Even then, we didn't trust the sirens. Chris would stand outside with a cup of coffee, watching the skies. I'd have Hooper on his leash at the ready. If Chris came inside, we knew to make a mad dash to the closet. Luckily we always managed to be on the side of the street that had just narrowly avoided destruction. The tornado sirens went off here the first Spring after our move. I was at work. My desk provided me with a perfect view of sky. I sat there eating my lunch while my colleagues sat in the stairwells. Chris went down to the basement with Hooper, but didn't stay long. The sirens rang for almost two hours. We never saw a tornado and later Chris and I would laugh about the tornado paranoia in this city. Here the sirens mean there's a tornado somewhere in this big city. There the sirens mean the tornado is in your neighborhood, probably knocking on your back door. 

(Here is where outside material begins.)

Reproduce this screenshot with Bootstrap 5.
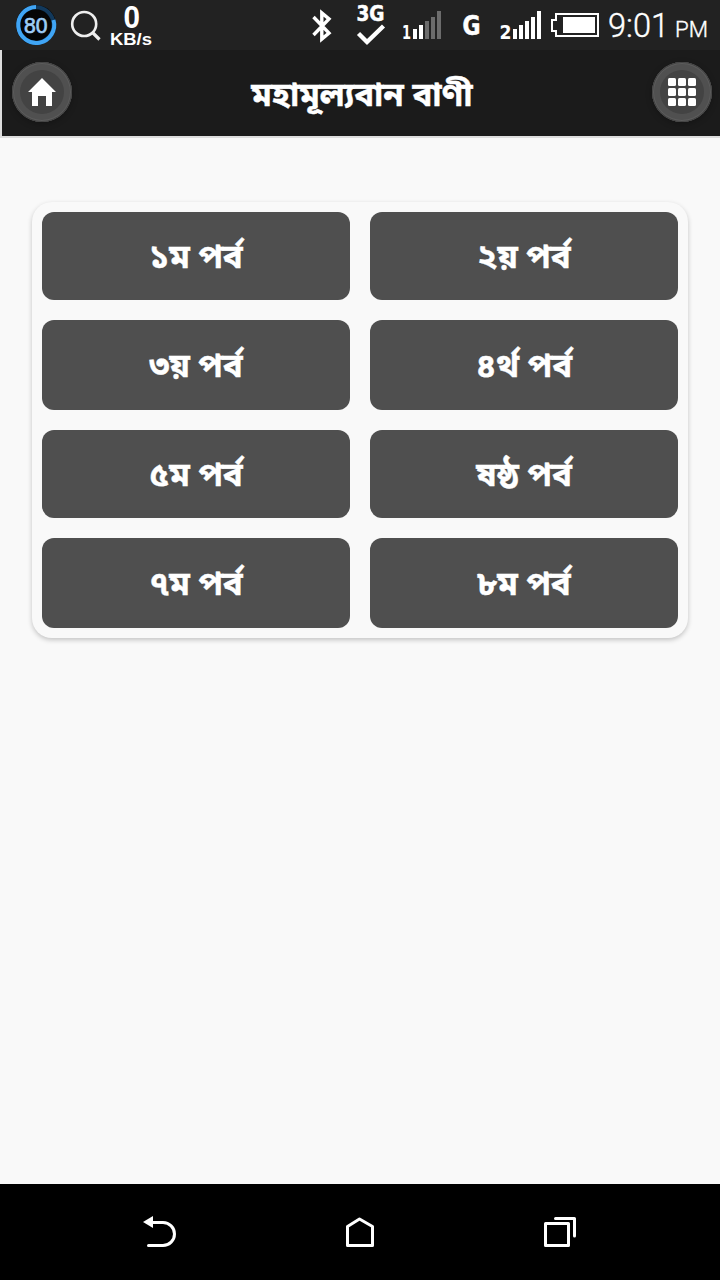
<!DOCTYPE html>
<html lang="bn">
<head>
<meta charset="utf-8">
<meta name="viewport" content="width=device-width, initial-scale=1">
<title>মহামূল্যবান বাণী</title>
<link href="https://cdn.jsdelivr.net/npm/bootstrap@5.3.0/dist/css/bootstrap.min.css" rel="stylesheet">
<style>
body{background:#f9f9f9;font-family:"Noto Sans Bengali","Noto Sans",sans-serif;overflow:hidden}
svg{display:block;flex:none}
.status-strip{height:50px;background:#222;color:#fff}
.app-head{height:88px;background:#1b1b1b;border-left:2px solid #ddd;border-bottom:2px solid #ddd;padding:0 8px 2px 10px}
.app-title{font-size:33px;font-weight:700;line-height:48px;color:#fff;padding-top:12px;-webkit-text-stroke:.4px #fff}
.round-btn{width:60px;height:60px;padding:0;border:0;border-radius:50%;background:#505050;box-shadow:inset 0 0 0 1px #434343,inset 0 0 0 2px #5c5c5c,0 2px 6px rgba(0,0,0,.25)}
.round-core{width:44px;height:44px;border-radius:50%;background:#434343}
.panel{margin:64px 32px 0;height:436px;padding:10px;border-radius:20px;background:#f9f9f9;box-shadow:0 2px 5px rgba(0,0,0,.22);display:grid;grid-template-columns:308px 308px;grid-template-rows:88px 90px 88px 90px;gap:20px}
.part-btn{background:#4f4f4f;color:#fff;font-size:33px;font-weight:700;line-height:48px;border:0;border-radius:12px;padding:8px 0 0;-webkit-text-stroke:.4px #fff}
.part-btn:hover{background:#5a5a5a;color:#fff}
.nav-strip{height:96px;background:#000}
.lat{font-family:"Liberation Sans",sans-serif;font-weight:700}
.net{font-family:"DejaVu Sans",sans-serif;font-weight:700}
.clock{font-family:Roboto,sans-serif;font-weight:300;stroke:#fff;stroke-width:.4}
</style>
</head>
<body class="vh-100 d-flex flex-column">
<div class="status-strip d-flex flex-shrink-0">
  <svg width="160" height="50" viewBox="0 0 160 50">
    <circle cx="36" cy="25" r="20" fill="#050505"/>
    <circle cx="36" cy="25" r="17.7" fill="none" stroke="#12395c" stroke-width="4"/>
    <path d="M53.5 20A18 18 0 1 1 36 7" fill="none" stroke="#40a5f5" stroke-width="4"/>
    <text x="24" y="32.500" font-family="Liberation Sans, sans-serif" font-size="22" textLength="23.500" lengthAdjust="spacingAndGlyphs" fill="#9dccf5" stroke="#9dccf5" stroke-width=".7">80</text>
    <g fill="none" stroke="#eee" stroke-width="2.6"><circle cx="84.2" cy="24" r="12"/><path d="M92.5 32.500l7 7" stroke-width="3.2"/></g>
    <text class="lat" x="123.500" y="28" font-size="31" textLength="16.500" lengthAdjust="spacingAndGlyphs" fill="#fff">0</text>
    <text class="lat" x="110" y="45" font-size="17" textLength="42" lengthAdjust="spacingAndGlyphs" fill="#fff">KB/s</text>
  </svg>
  <svg class="ms-auto" width="410" height="50" viewBox="310 0 410 50" fill="#fff">
    <path d="M313.500 17L329 33 321.800 39V13L329 19 313.500 35" fill="none" stroke="#fff" stroke-width="3.400"/>
    <text class="net" x="356.500" y="21" font-size="21" textLength="28" lengthAdjust="spacingAndGlyphs" stroke="#fff" stroke-width=".6">3G</text>
    <path d="M358.500 33.500l8.500 8.500L383.500 26" fill="none" stroke="#fff" stroke-width="4.400"/>
    <text class="net" x="402" y="39" font-size="20" textLength="9" lengthAdjust="spacingAndGlyphs">1</text>
    <path d="M413 29h4v10h-4zM419 25h4v14h-4z"/>
    <path d="M425 21h4v18h-4zM431 17h4v22h-4zM437 11h4v28h-4z" fill="#6c6c6c"/>
    <text class="net" x="462.500" y="35" font-size="26" textLength="18" lengthAdjust="spacingAndGlyphs" stroke="#fff" stroke-width=".6">G</text>
    <text class="net" x="499.500" y="39" font-size="20" textLength="12" lengthAdjust="spacingAndGlyphs">2</text>
    <path d="M513 29h4v10h-4zM519 25h4v14h-4zM525 21h4v18h-4zM531 17h4v22h-4zM537 11h4v28h-4z"/>
    <path d="M556 14h42v22h-42v-5h-4V20h4z" fill="none" stroke="#fff" stroke-width="2"/>
    <path d="M563 17h32v16h-32z"/>
    <text class="clock" x="608" y="37" font-size="32.500" textLength="61" lengthAdjust="spacingAndGlyphs">9:01</text>
    <text class="clock" x="675" y="36.500" font-size="22" textLength="33" lengthAdjust="spacingAndGlyphs">PM</text>
  </svg>
</div>
<header class="app-head d-flex flex-shrink-0 align-items-center justify-content-between">
  <button class="round-btn btn d-flex align-items-center justify-content-center" aria-label="Home"><span class="round-core d-flex align-items-center justify-content-center">
    <svg width="28" height="28" viewBox="0 0 28 28"><path d="M14 0l14 14h-4v14h-6V18h-8v10H4V14H0z" fill="#fff"/></svg></span></button>
  <h1 class="app-title m-0">মহামূল্যবান বাণী</h1>
  <button class="round-btn btn d-flex align-items-center justify-content-center" aria-label="Menu"><span class="round-core d-flex align-items-center justify-content-center">
    <svg width="28" height="28" viewBox="0 0 28 28" fill="#fff"><rect width="8" height="8" rx="1.500"/><rect x="10" width="8" height="8" rx="1.500"/><rect x="20" width="8" height="8" rx="1.500"/><rect y="10" width="8" height="8" rx="1.500"/><rect x="10" y="10" width="8" height="8" rx="1.500"/><rect x="20" y="10" width="8" height="8" rx="1.500"/><rect y="20" width="8" height="8" rx="1.500"/><rect x="10" y="20" width="8" height="8" rx="1.500"/><rect x="20" y="20" width="8" height="8" rx="1.500"/></svg></span></button>
</header>
<main class="flex-grow-1">
  <div class="panel">
    <button class="btn part-btn">১ম পর্ব</button>
    <button class="btn part-btn">২য় পর্ব</button>
    <button class="btn part-btn">৩য় পর্ব</button>
    <button class="btn part-btn">৪র্থ পর্ব</button>
    <button class="btn part-btn">৫ম পর্ব</button>
    <button class="btn part-btn">ষষ্ঠ পর্ব</button>
    <button class="btn part-btn">৭ম পর্ব</button>
    <button class="btn part-btn">৮ম পর্ব</button>
  </div>
</main>
<nav class="nav-strip d-flex flex-shrink-0 justify-content-center align-items-center">
  <svg width="200" height="96" viewBox="60 0 200 96"><path d="M152 38.500h11a11.500 11.500 0 0 1 0 23h-14.500" fill="none" stroke="#fff" stroke-width="3" stroke-linecap="round"/><path d="M143 38l10-6v12z" fill="#fff"/></svg>
  <svg width="200" height="96" viewBox="260 0 200 96"><path d="M347.500 42.500L359.500 35l13 7.500v19h-25z" fill="none" stroke="#fff" stroke-width="3" stroke-linejoin="round"/></svg>
  <svg width="200" height="96" viewBox="460 0 200 96" fill="none" stroke="#fff" stroke-width="3" stroke-linejoin="round" stroke-linecap="round"><path d="M545.500 39.500h23v22h-23zM555.500 34.500h19v17.500"/></svg>
</nav>
<script src="https://cdn.jsdelivr.net/npm/bootstrap@5.3.0/dist/js/bootstrap.bundle.min.js"></script>
</body>
</html>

Technically I still live in Tornado Alley, though it's been since that first Spring since I've heard the warning sirens. I had forgotten the sound. It's odd to go from hearing that sound all the time to nothing. Tornados and surviving them are sort of sealed into the skins of Oklahomans. It's what makes us sturdy and resilient. Living without that threat has made me a little soft. Last night's alarm set my heart racing and my last conscious thought was if we had time to gather the chickens up and get them in the basement along with Josephine. The panic didn't last long, but it was there. It was enough to pull up past memories like that time Mom, Dad, Janell and I stood inside the camper wondering where our little dog, Bitsy, was seconds after a tornado passed by us. She'd hidden in the bathroom. I remember all those times Chris and Jen would borrow my car to go chase storms. I remember driving through south OKC to check on Chris's parents after the May 3rd tornado and realizing that if they'd lived just two or three blocks east, their home would have been nothing but rubble. I remember all those moments of sitting in the closet with Hooper. 

I remember that there's still some of that red dirt in my bloodstream.